Examination research reports
The College is committed to carrying out exam related research and publish the findings of all qualitative and quantitative research undertaken. Much of the recent research undertaken by the College, aims to explore the findings and answer important questions in regard to differential attainment in examinations
Differential attainment is a term used to describe the variations in levels of educational achievement that occur between different demographic groups undertaking the same assessment. This is not a recent phenomenon and any large-scale assessment system inevitably produces differential attainment. This cannot be attributed to a single identifiable cause, but results from a combination of factors.
Whilst not outliers in respect of differential attainment, takes the issue very seriously. A number of research projects are in place and we aim to publish findings and answer important questions in regard to differential performance in examinations. The RCoA reported on the issue of differential attainment in the FRCA via an article in the Bulletin 92 | July 2015, the article written by Dr Bennan and Dr Lumb presented data showing that in common with other speciality exams, some candidate groups perform better than others. The effects of gender, ethnicity, training post and primary medical qualification (PMQ) all affect outcomes. More recently, the College has undertaken two projects which aims to better inform both candidates and trainers on how to optimally prepare for the FRCA:
1. Differential attainment in curricular components. This project looked at how candidate groups performed in the curricular units tested in Primary and Final FRCA. All questions from four sittings of the oral exams were mapped to the training curriculum then each candidate's score analysed (>20000 results per exam), see full report.
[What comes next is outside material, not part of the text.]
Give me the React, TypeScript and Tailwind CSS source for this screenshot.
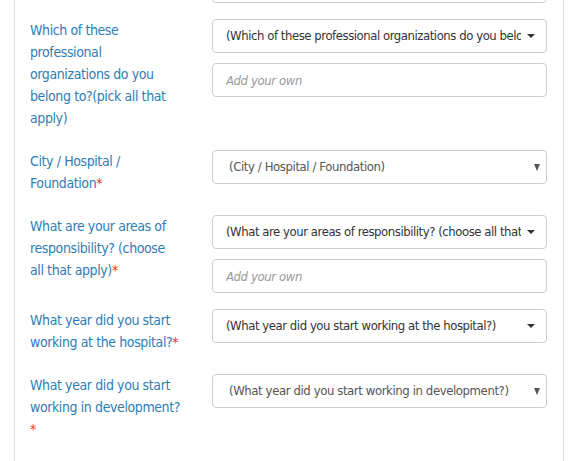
import React from 'react'

const font = { fontFamily: '"DejaVu Sans Condensed", "DejaVu Sans", sans-serif' }

const Label = ({ lines, required }: { lines: string[]; required?: boolean }) => (
  <div className="w-[167px] shrink-0 ml-[15px] pb-[6px] text-[14px] leading-[22px] tracking-[-0.4px] text-[#2f7db5]">
    {lines.map((line, i) => (
      <div key={i} className="whitespace-nowrap">
        {line}
        {required && i === lines.length - 1 && <span className="text-[#ff2a2a]">*</span>}
      </div>
    ))}
  </div>
)

// bootstrap-select style dropdown
const PickerSelect = ({ text }: { text: string }) => (
  <div className="relative h-[34px] w-[335px] rounded-[4px] border border-[#cccccc] bg-white">
    <div className="absolute left-[13px] right-[25px] top-0 h-full overflow-hidden whitespace-nowrap text-[13px] leading-[32px] tracking-[-0.45px] text-[#333333]">
      {text}
    </div>
    <span className="absolute right-[11px] top-[14px] h-0 w-0 border-x-[4px] border-t-[4px] border-x-transparent border-t-[#333333]" />
  </div>
)

// native select
const NativeSelect = ({ text }: { text: string }) => (
  <div className="relative h-[34px] w-[335px] rounded-[4px] border border-[#cccccc] bg-white">
    <div className="absolute left-[16px] right-[30px] top-0 h-full overflow-hidden whitespace-nowrap text-[13px] leading-[32px] tracking-[-0.4px] text-[#555555]">
      {text}
    </div>
    <span className="absolute right-[6px] top-[13px] h-0 w-0 border-x-[3px] border-t-[7px] border-x-transparent border-t-[#555555]" />
  </div>
)

const AddOwn = () => (
  <input
    placeholder="Add your own"
    className="h-[34px] w-[335px] rounded-[4px] border border-[#cccccc] bg-white px-[13px] text-[13px] italic tracking-[-0.4px] text-[#555555] placeholder:text-[#999999] outline-none"
    style={font}
  />
)

const Row = ({ label, children }: { label: React.ReactNode; children: React.ReactNode }) => (
  <div className="mb-[15px] flex items-start">
    {label}
    <div className="ml-[15px] flex shrink-0 flex-col gap-[10px] pb-[1px]">{children}</div>
  </div>
)

export default function App() {
  return (
    <div className="min-h-screen bg-white" style={font}>
      <div className="ml-[14px] min-h-screen w-[550px] overflow-hidden border-x border-[#dddddd]">
        <div className="-mt-[31px] mb-[16px] ml-[197px]">
          <div className="h-[34px] w-[335px] rounded-[4px] border border-[#cccccc] bg-white" />
        </div>
        <Row label={<Label lines={['Which of these', 'professional', 'organizations do you', 'belong to?(pick all that', 'apply)']} />}>
          <PickerSelect text="(Which of these professional organizations do you belong to?(pick all that apply))" />
          <AddOwn />
        </Row>
        <Row label={<Label lines={['City / Hospital /', 'Foundation']} required />}>
          <NativeSelect text="(City / Hospital / Foundation)" />
        </Row>
        <Row label={<Label lines={['What are your areas of', 'responsibility? (choose', 'all that apply)']} required />}>
          <PickerSelect text="(What are your areas of responsibility? (choose all that apply))" />
          <AddOwn />
        </Row>
        <Row label={<Label lines={['What year did you start', 'working at the hospital?']} required />}>
          <PickerSelect text="(What year did you start working at the hospital?)" />
        </Row>
        <Row label={<Label lines={['What year did you start', 'working in development?', '']} required />}>
          <NativeSelect text="(What year did you start working in development?)" />
        </Row>
      </div>
    </div>
  )
}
2. Candidate survey of exam preparation. In three Primary and two Final exams candidates were asked to complete a questionnaire about how they had prepared for the oral examinations to identify if there was any correlation to exam performance and how candidates prepared for exams. The questions were developed with the college trainee committee, given to candidates after their exam but before the results were known, and then the responses matched to their overall result for that exam sitting, see full report.